Containerless Solidification and Characterization of Industrial Alloys (NEQUISOL)

Kurzfassung

Containerless solidification using electromagnetic levitator, gas atomization and an instrumented drop tube, known as impulse atomization is investigated. Effect of primary phase undercooling on dendrite growth velocity of Al-Ni alloys under terrestrial and reduced-gravity condition is discussed. It is shown that with increasing undercooling in the Ni-rich alloys the growth velocity increases, whereas in the Al-rich alloys the growth velocity decreases. However, the Al-rich alloy in microgravity shows similar behavior to that of Ni-rich alloys.

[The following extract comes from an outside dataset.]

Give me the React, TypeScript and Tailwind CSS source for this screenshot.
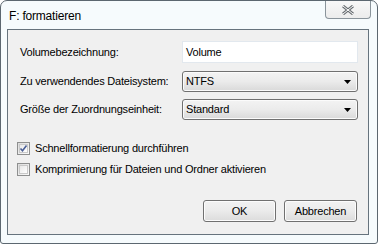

Furthermore, the effect of cooling rate on the phase fractions, metastable phase formation and Al3Ni2 lattice parameter of impulse-atomized Al-Ni alloys is discussed. In addition, the effects of primary phase and eutectic undercooling on the microstructure of Al-Fe alloys are investigated. The TEM characterization on the eutectic microstructure of impulse-atomized Al-Fe powders with two compositions shows that the metastable AlmFe forms in these alloys. Also, the growth undercooling that the dendritic front experiences in the solidification of the droplet results in variation of dendrite growth direction from <100> to <111>. For Al-4 at%Fe, it is found that in the sample solidified in reduced-gravity and in the impulse-atomized droplets the primary intermetallic forms with a flower-like morphology, whereas in the terrestrial EML sample it has a needle like morphology. A microsegregation model for the solidification of Al-Ni alloys is presented that accounts for the occurrence of several phase transformations, including one or several peritectic reactions and one eutectic reaction.